What you are asked to do
Identify the lines that contain the word "table" and copy each one.

** Begin **

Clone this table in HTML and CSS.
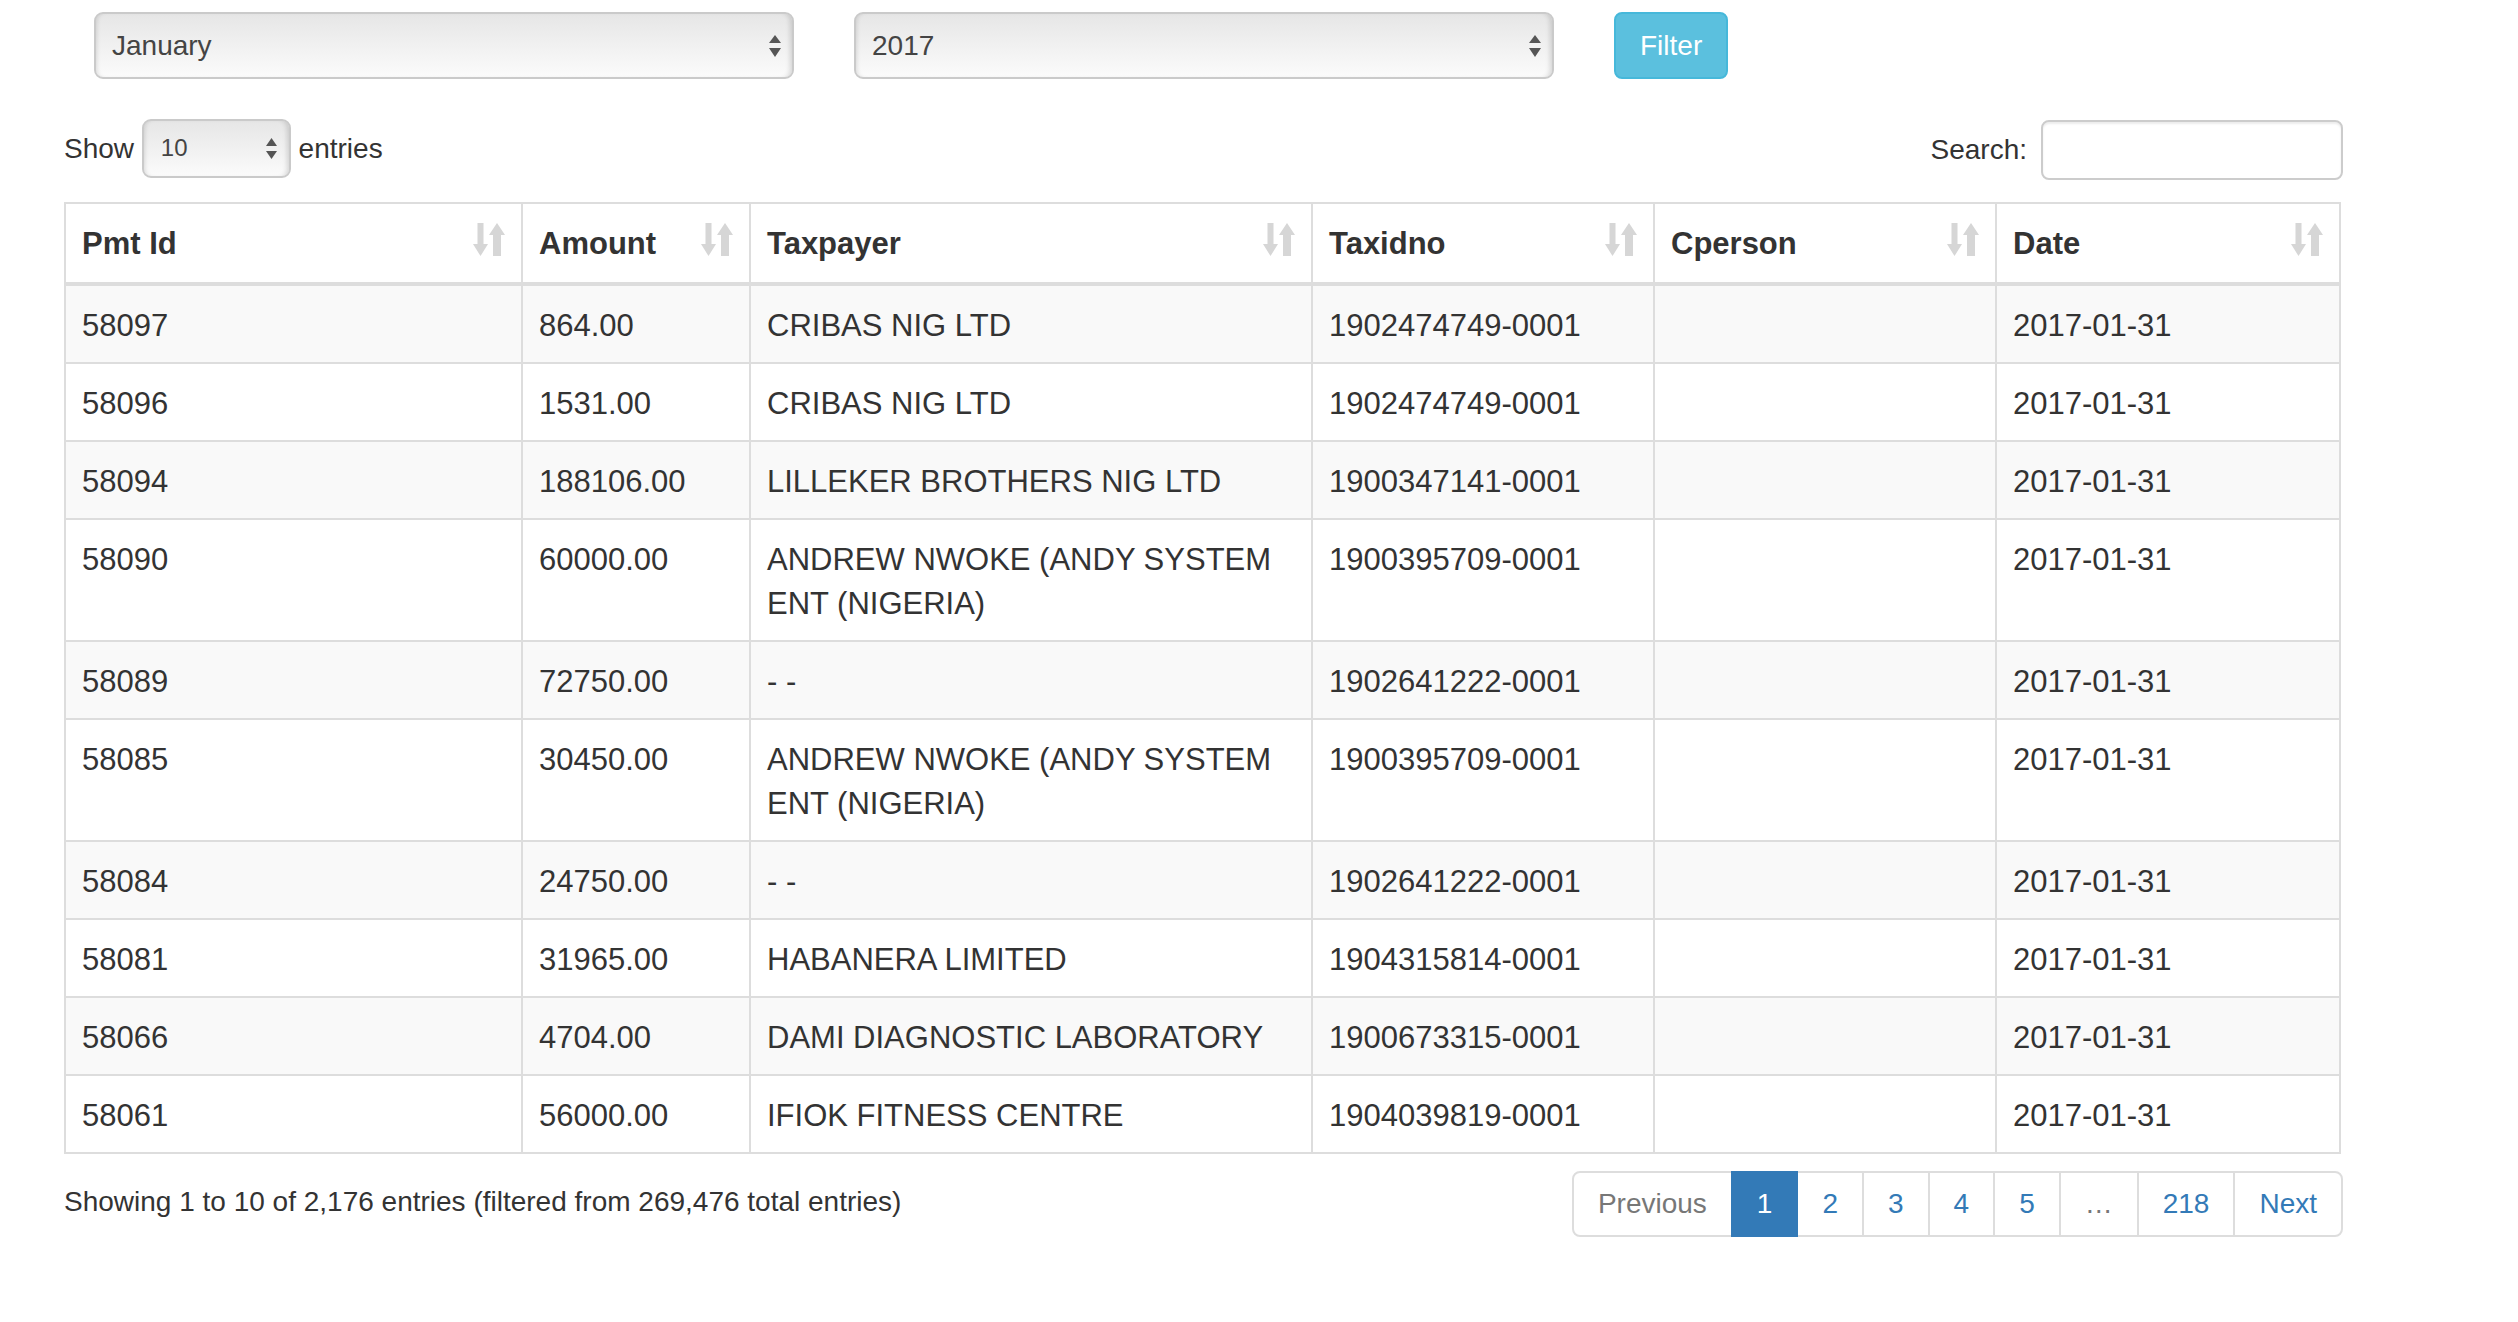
FILE: index.html
```html
<!DOCTYPE html>
<html lang="en">
<head>
<meta charset="utf-8">
<title>Payments</title>
<link rel="stylesheet" href="styles.css">
</head>
<body>
<div class="page">
  <div class="filters">
    <div class="select select-lg"><span>January</span>
      <svg class="updown" width="12" height="22" viewBox="0 0 12 22"><path d="M0 8 L12 8 L6 0 Z M0 13 L12 13 L6 22 Z" fill="#555"/></svg>
    </div>
    <div class="select select-lg"><span>2017</span>
      <svg class="updown" width="12" height="22" viewBox="0 0 12 22"><path d="M0 8 L12 8 L6 0 Z M0 13 L12 13 L6 22 Z" fill="#555"/></svg>
    </div>
    <button class="btn-filter" type="button">Filter</button>
  </div>

  <div class="dt-top">
    <div class="length">Show <div class="select select-sm"><span>10</span>
      <svg class="updown" width="11" height="21" viewBox="0 0 11 21"><path d="M0 8 L11 8 L5.5 0 Z M0 13 L11 13 L5.5 21 Z" fill="#555"/></svg>
    </div> entries</div>
    <label class="search">Search:<input class="search-input" type="search"></label>
  </div>

  <table class="dt">
    <thead>
      <tr>
        <th class="c1"><div class="th-in"><span>Pmt Id</span><svg class="sort" width="32" height="33" viewBox="0 0 32 33"><path d="M4.5 0 H10.5 V21 H15 L7.5 33 L0 21 H4.5 Z M20 33 H28 V12 H32 L24 0 L16 12 H20 Z" fill="#d6d6d6"/></svg></div></th>
        <th class="c2"><div class="th-in"><span>Amount</span><svg class="sort" width="32" height="33" viewBox="0 0 32 33"><path d="M4.5 0 H10.5 V21 H15 L7.5 33 L0 21 H4.5 Z M20 33 H28 V12 H32 L24 0 L16 12 H20 Z" fill="#d6d6d6"/></svg></div></th>
        <th class="c3"><div class="th-in"><span>Taxpayer</span><svg class="sort" width="32" height="33" viewBox="0 0 32 33"><path d="M4.5 0 H10.5 V21 H15 L7.5 33 L0 21 H4.5 Z M20 33 H28 V12 H32 L24 0 L16 12 H20 Z" fill="#d6d6d6"/></svg></div></th>
        <th class="c4"><div class="th-in"><span>Taxidno</span><svg class="sort" width="32" height="33" viewBox="0 0 32 33"><path d="M4.5 0 H10.5 V21 H15 L7.5 33 L0 21 H4.5 Z M20 33 H28 V12 H32 L24 0 L16 12 H20 Z" fill="#d6d6d6"/></svg></div></th>
        <th class="c5"><div class="th-in"><span>Cperson</span><svg class="sort" width="32" height="33" viewBox="0 0 32 33"><path d="M4.5 0 H10.5 V21 H15 L7.5 33 L0 21 H4.5 Z M20 33 H28 V12 H32 L24 0 L16 12 H20 Z" fill="#d6d6d6"/></svg></div></th>
        <th class="c6"><div class="th-in"><span>Date</span><svg class="sort" width="32" height="33" viewBox="0 0 32 33"><path d="M4.5 0 H10.5 V21 H15 L7.5 33 L0 21 H4.5 Z M20 33 H28 V12 H32 L24 0 L16 12 H20 Z" fill="#d6d6d6"/></svg></div></th>
      </tr>
    </thead>
    <tbody>
      <tr><td>58097</td><td>864.00</td><td>CRIBAS NIG LTD</td><td>1902474749-0001</td><td></td><td>2017-01-31</td></tr>
      <tr><td>58096</td><td>1531.00</td><td>CRIBAS NIG LTD</td><td>1902474749-0001</td><td></td><td>2017-01-31</td></tr>
      <tr><td>58094</td><td>188106.00</td><td>LILLEKER BROTHERS NIG LTD</td><td>1900347141-0001</td><td></td><td>2017-01-31</td></tr>
      <tr><td>58090</td><td>60000.00</td><td>ANDREW NWOKE (ANDY SYSTEM ENT (NIGERIA)</td><td>1900395709-0001</td><td></td><td>2017-01-31</td></tr>
      <tr><td>58089</td><td>72750.00</td><td>- -</td><td>1902641222-0001</td><td></td><td>2017-01-31</td></tr>
      <tr><td>58085</td><td>30450.00</td><td>ANDREW NWOKE (ANDY SYSTEM ENT (NIGERIA)</td><td>1900395709-0001</td><td></td><td>2017-01-31</td></tr>
      <tr><td>58084</td><td>24750.00</td><td>- -</td><td>1902641222-0001</td><td></td><td>2017-01-31</td></tr>
      <tr><td>58081</td><td>31965.00</td><td>HABANERA LIMITED</td><td>1904315814-0001</td><td></td><td>2017-01-31</td></tr>
      <tr><td>58066</td><td>4704.00</td><td>DAMI DIAGNOSTIC LABORATORY</td><td>1900673315-0001</td><td></td><td>2017-01-31</td></tr>
      <tr><td>58061</td><td>56000.00</td><td>IFIOK FITNESS CENTRE</td><td>1904039819-0001</td><td></td><td>2017-01-31</td></tr>
    </tbody>
  </table>

  <div class="dt-bottom">
    <div class="info">Showing 1 to 10 of 2,176 entries (filtered from 269,476 total entries)</div>
    <ul class="pagination">
      <li class="disabled first"><a href="#">Previous</a></li>
      <li class="active"><a href="#">1</a></li>
      <li><a href="#">2</a></li>
      <li><a href="#">3</a></li>
      <li><a href="#">4</a></li>
      <li><a href="#">5</a></li>
      <li class="disabled"><a href="#">…</a></li>
      <li><a href="#">218</a></li>
      <li class="last"><a href="#">Next</a></li>
    </ul>
  </div>
</div>
</body>
</html>
```

FILE: styles.css
```css
* { box-sizing: border-box; }

body {
  margin: 0;
  font-family: "Liberation Sans", Arial, sans-serif;
  font-size: 28px;
  line-height: 40px;
  color: #333;
  background: #fff;
}

.page {
  padding: 12px 175px 40px 64px;
}

.filters {
  display: flex;
  gap: 60px;
  margin-left: 30px;
}

.select {
  display: flex;
  align-items: center;
  justify-content: space-between;
  border: 2px solid #cacaca;
  border-radius: 9px;
  background: linear-gradient(#e6e6e6, #fbfbfb);
  box-shadow: inset 4px 0 4px -3px rgba(0, 0, 0, 0.12), inset -5px 0 5px -3px rgba(0, 0, 0, 0.14);
  color: #444;
}

.select-lg {
  width: 700px;
  height: 67px;
  padding: 0 11px 0 16px;
}

.select-sm {
  display: inline-flex;
  vertical-align: middle;
  width: 149px;
  height: 59px;
  padding: 0 12px 0 17px;
  font-size: 24px;
  margin-top: -4px;
}

.btn-filter {
  height: 67px;
  padding: 0 24px;
  border: 2px solid #46b8da;
  border-radius: 8px;
  background: #5bc0de;
  color: #fff;
  font-family: inherit;
  font-size: 28px;
}

.dt-top {
  display: flex;
  justify-content: space-between;
  align-items: center;
  height: 60px;
  margin-top: 41px;
}

.search {
  display: flex;
  align-items: center;
  gap: 14px;
  font-weight: normal;
}

.search-input {
  width: 302px;
  height: 60px;
  border: 2px solid #ccc;
  border-radius: 8px;
  box-shadow: inset 0 2px 2px rgba(0, 0, 0, 0.075);
  font-family: inherit;
  font-size: 24px;
  padding: 0 10px;
}

.dt {
  width: calc(100% - 3px);
  margin-top: 22px;
  border-collapse: collapse;
  table-layout: fixed;
  border: 2px solid #ddd;
  font-size: 31px;
  line-height: 44px;
}

.dt th,
.dt td {
  padding: 18px 16px 14px;
  border: 2px solid #ddd;
  text-align: left;
  vertical-align: top;
}

.dt thead th {
  padding: 18px 16px 16px;
  border-bottom-width: 4px;
  font-weight: bold;
}

.dt tbody tr:nth-child(odd) {
  background: #f9f9f9;
}

.c1 { width: 457px; }
.c2 { width: 228px; }
.c3 { width: 562px; }
.c4 { width: 342px; }
.c5 { width: 342px; }
.c6 { width: 344px; }

.th-in {
  display: flex;
  justify-content: space-between;
  align-items: flex-start;
}

.sort {
  margin-top: 1px;
  flex: none;
}

.dt-bottom {
  display: flex;
  justify-content: space-between;
  align-items: flex-start;
  margin-top: 17px;
}

.info {
  padding-top: 11px;
}

.pagination {
  display: flex;
  list-style: none;
  margin: 0;
  padding: 0;
}

.pagination a {
  display: block;
  padding: 11px 24px 11px 24px;
  line-height: 40px;
  border: 2px solid #ddd;
  margin-left: -2px;
  color: #337ab7;
  text-decoration: none;
  background: #fff;
}

.pagination .first a {
  margin-left: 0;
  border-radius: 8px 0 0 8px;
}

.pagination .last a {
  border-radius: 0 8px 8px 0;
}

.pagination .disabled a {
  color: #777;
}

.pagination .active a {
  position: relative;
  z-index: 2;
  background: #337ab7;
  border-color: #337ab7;
  color: #fff;
}
```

** End **

Reply to the task
Clone this table in HTML and CSS.
  <table class="dt">
  </table>
  table-layout: fixed;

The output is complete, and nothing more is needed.